Sam Bankman-Fried (SBF), the founder of the now-bankrupt cryptocurrency exchange FTX, has finally arrived in the US. He is set to appear in a New York City court later today, where he will face charges that could result in a prison sentence of up to 115 years if convicted on all counts.
According to the charges, Bankman-Fried allegedly engaged in fraudulent activities that significantly contributed to the collapse of the exchange, causing significant financial harm to both individual and institutional investors.
SBF was arrested by the Bahamian police on December 12, and remanded in Fox Hill prison, a local correctional facility. Bankman-Fried’s arrest generated reactions as many people speculated that influential individuals wanted to silence him and prevent him from testifying before the US House Committee on Financial Services.
The charges against him allege that he paid millions of dollars to media outlets to portray himself as a humble hero and made substantial monetary donations to a political party in the US.

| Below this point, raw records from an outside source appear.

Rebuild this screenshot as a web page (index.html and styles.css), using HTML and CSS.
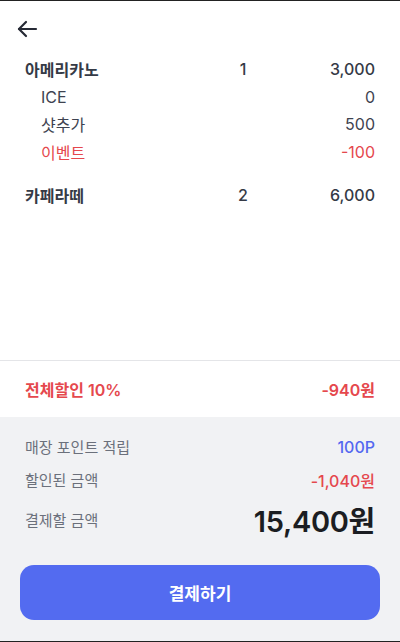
FILE: index.html
```html
<!DOCTYPE html>
<html>
<head>
    <title>주문 확인</title>
    <link rel="stylesheet" href="styles.css">
</head>
<body>
    <div class="screen">
        <div class="top-bar">
            <button class="back-btn" aria-label="뒤로">
                <svg width="24" height="24" viewBox="0 0 24 24" fill="none" stroke="#262a35" stroke-width="2.2" stroke-linecap="round" stroke-linejoin="round">
                    <path d="M21 12H4"/>
                    <path d="M11 5l-7 7 7 7"/>
                </svg>
            </button>
        </div>

        <div class="order-list">
            <div class="item">
                <div class="row main-row">
                    <span class="name">아메리카노</span>
                    <span class="qty">1</span>
                    <span class="price">3,000</span>
                </div>
                <div class="row option-row">
                    <span class="name">ICE</span>
                    <span class="price">0</span>
                </div>
                <div class="row option-row">
                    <span class="name">샷추가</span>
                    <span class="price">500</span>
                </div>
                <div class="row option-row red">
                    <span class="name">이벤트</span>
                    <span class="price">-100</span>
                </div>
            </div>
            <div class="item">
                <div class="row main-row">
                    <span class="name">카페라떼</span>
                    <span class="qty">2</span>
                    <span class="price">6,000</span>
                </div>
            </div>
        </div>

        <div class="discount-row">
            <span>전체할인 10%</span>
            <span>-940원</span>
        </div>

        <div class="summary">
            <div class="sum-row">
                <span class="label">매장 포인트 적립</span>
                <span class="points">100P</span>
            </div>
            <div class="sum-row">
                <span class="label">할인된 금액</span>
                <span class="discounted">-1,040원</span>
            </div>
            <div class="sum-row total-row">
                <span class="label">결제할 금액</span>
                <span class="total">15,400원</span>
            </div>
            <button class="pay-btn">결제하기</button>
        </div>
    </div>
</body>
</html>
```

FILE: styles.css
```css
* { box-sizing: border-box; }
body {
    margin: 0;
    font-family: Inter, "Noto Sans CJK KR", sans-serif;
    color: #2f3440;
    background: #fff;
}
.screen {
    height: 642px;
    display: flex;
    flex-direction: column;
    border-top: 1px solid #222;
    border-bottom: 1px solid #222;
}
.top-bar {
    height: 54px;
    padding: 15px 0 0 14px;
}
.back-btn {
    background: none;
    border: none;
    padding: 0;
    width: 26px;
    height: 26px;
    cursor: pointer;
    display: flex;
    align-items: center;
    justify-content: center;
}
.order-list {
    flex: 1;
    padding: 0 25px;
}
.item { margin-bottom: 15.5px; }
.row {
    display: flex;
    align-items: center;
}
.row .name { flex: 1; }
.row .price { text-align: right; }
.main-row {
    height: 28px;
    font-size: 16px;
    font-weight: 500;
    color: #353a46;
}
.main-row .name { font-weight: 600; }
.main-row .qty {
    width: 20px;
    text-align: center;
    margin-right: 42px;
}
.main-row .price { width: 80px; }
.option-row {
    height: 27.5px;
    font-size: 16px;
    padding-left: 16px;
    color: #3e4350;
}
.option-row.red { color: #e5484d; }
.discount-row {
    border-top: 1px solid #e4e5e8;
    height: 57px;
    padding: 0 25px;
    display: flex;
    align-items: center;
    justify-content: space-between;
    color: #e5484d;
    font-weight: 600;
    font-size: 16px;
}
.summary {
    background: #f1f2f4;
    padding: 13px 20px 21px;
}
.sum-row {
    display: flex;
    justify-content: space-between;
    align-items: center;
    padding: 0 5px;
    height: 33px;
    font-size: 15px;
}
.label { color: #6b707b; }
.points { color: #5468f0; font-weight: 500; font-size: 16px; }
.discounted { color: #e5484d; font-weight: 500; font-size: 16px; }
.total-row { height: 46px; }
.total {
    font-size: 29px;
    font-weight: 600;
    color: #1b1d22;
    letter-spacing: -0.3px;
}
.pay-btn {
    display: block;
    width: 100%;
    height: 55px;
    margin-top: 23px;
    border: none;
    border-radius: 14px;
    background: #536bf0;
    color: #fff;
    font-family: inherit;
    font-size: 17px;
    font-weight: 600;
    cursor: pointer;
}
```
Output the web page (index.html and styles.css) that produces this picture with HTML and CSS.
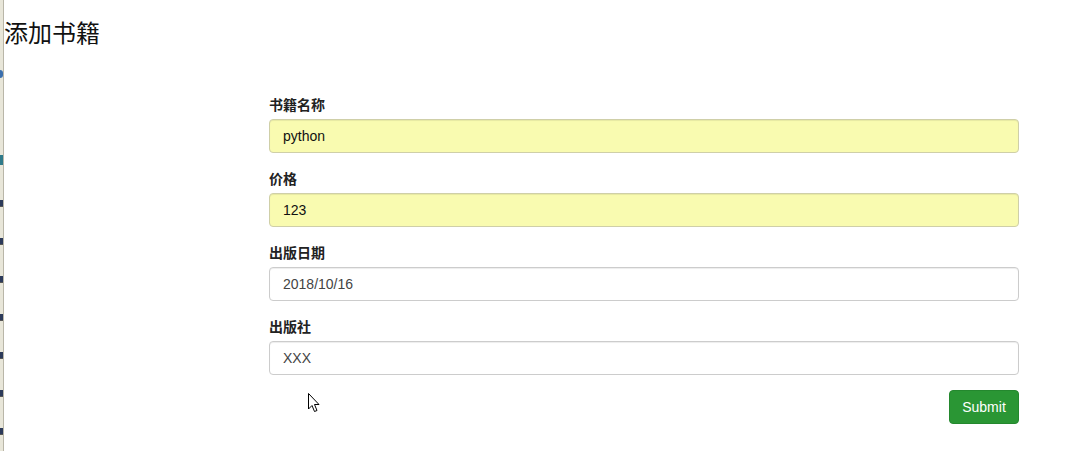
FILE: index.html
```html
<!DOCTYPE html>
<html lang="zh">
<head>
<meta charset="utf-8">
<title>添加书籍</title>
<link rel="stylesheet" href="styles.css">
</head>
<body>
<div class="page">
  <div class="edge">
    <span class="mark m-blue m1"></span>
    <span class="mark m-teal m2"></span>
    <span class="mark m3"></span>
    <span class="mark"></span>
    <span class="mark"></span>
    <span class="mark"></span>
    <span class="mark"></span>
    <span class="mark"></span>
    <span class="mark"></span>
  </div>
  <main class="main">
    <h3 class="title">添加书籍</h3>
    <form class="form">
      <div class="group">
        <label class="label">书籍名称</label>
        <input class="input filled" type="text" value="python">
      </div>
      <div class="group">
        <label class="label">价格</label>
        <input class="input filled" type="text" value="123">
      </div>
      <div class="group">
        <label class="label">出版日期</label>
        <input class="input" type="text" value="2018/10/16">
      </div>
      <div class="group">
        <label class="label">出版社</label>
        <input class="input" type="text" value="XXX">
      </div>
      <div class="actions">
        <button class="btn" type="button">Submit</button>
      </div>
    </form>
  </main>
</div>
<svg class="cursor" width="12" height="20" viewBox="0 0 12 20">
  <path d="M0.5 0.5 L0.5 16 L4 12.5 L6.5 18.5 L9 17.5 L6.5 11.5 L11 11.5 Z" fill="#fff" stroke="#000" stroke-width="1" stroke-linejoin="miter"/>
</svg>
</body>
</html>
```
FILE: styles.css
```css
html, body {
  margin: 0;
  padding: 0;
  background: #fff;
}
body {
  font-family: "Liberation Sans", Arial, "Noto Sans CJK SC", sans-serif;
  font-size: 14px;
  color: #333;
  position: relative;
  width: 1089px;
  height: 451px;
  overflow: hidden;
}
.page {
  display: flex;
  height: 451px;
}
.edge {
  width: 3px;
  flex: 0 0 3px;
  background: #e8e6d9;
  border-right: 1px solid #b9b6a8;
  display: flex;
  flex-direction: column;
  padding-top: 200px;
  gap: 31px;
  position: relative;
}
.mark {
  display: block;
  width: 3px;
  height: 6px;
  background: #2c3a5a;
  border-bottom: 1px solid #555;
}
.m1 {
  position: absolute;
  top: 70px;
  left: 0;
  height: 8px;
  background: #3b6fae;
  border: none;
  border-radius: 0 4px 4px 0;
}
.m2 {
  position: absolute;
  top: 155px;
  left: 0;
  height: 10px;
  background: #2f7a8a;
  border: none;
}
.main {
  flex: 1;
  display: flex;
  flex-direction: column;
}
.title {
  margin: 17px 0 0 0;
  font-family: "Noto Sans CJK SC", sans-serif;
  font-weight: 400;
  font-size: 24px;
  line-height: 30px;
  color: #111;
}
.form {
  margin: 47px 0 0 265px;
  width: 750px;
  display: flex;
  flex-direction: column;
}
.group {
  display: flex;
  flex-direction: column;
  margin-bottom: 15px;
}
.label {
  font-family: "Noto Sans CJK SC", sans-serif;
  font-weight: 700;
  font-size: 14px;
  line-height: 20px;
  margin-bottom: 5px;
  color: #222;
}
.input {
  box-sizing: border-box;
  height: 34px;
  width: 100%;
  padding: 6px 12px 6px 13px;
  font-family: "Liberation Sans", Arial, sans-serif;
  font-size: 14px;
  color: #444;
  background: #fff;
  border: 1px solid #ccc;
  border-radius: 4px;
  box-shadow: inset 0 1px 1px rgba(0,0,0,.075);
  outline: none;
}
.input.filled {
  background: #f9fbb0;
  color: #111;
  border-color: #cfcfa8;
}
.actions {
  display: flex;
  justify-content: flex-end;
}
.btn {
  box-sizing: border-box;
  width: 70px;
  height: 34px;
  border: 1px solid #24882e;
  border-radius: 4px;
  background: #2a9634;
  color: #fff;
  font-family: "Liberation Sans", Arial, sans-serif;
  font-size: 14px;
  padding: 0;
}
.cursor {
  position: absolute;
  left: 308px;
  top: 393px;
}
```
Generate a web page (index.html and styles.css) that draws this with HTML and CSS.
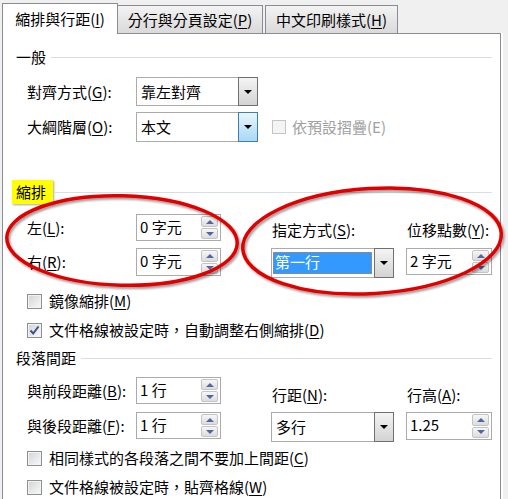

Despite these allegations, Bankman-Fried has maintained that his crypto platform was not a fraudulent scheme and that its failure was due to individual mistakes.
He has also pointed to a mysterious “sparring partner” as potentially having a role in the company’s downfall, leading some to speculate that this could be a reference to the exchange platform Binance and its CEO, Changpeng Zhao (CZ).
It is important to note that these allegations have not been confirmed and are still under investigation. However, the case serves as a reminder of the need for transparency and accountability in the widely-unregulated world of cryptocurrency.
As the use of digital assets continues to grow in popularity, proper regulations must be in place to protect individual investors and the market’s integrity.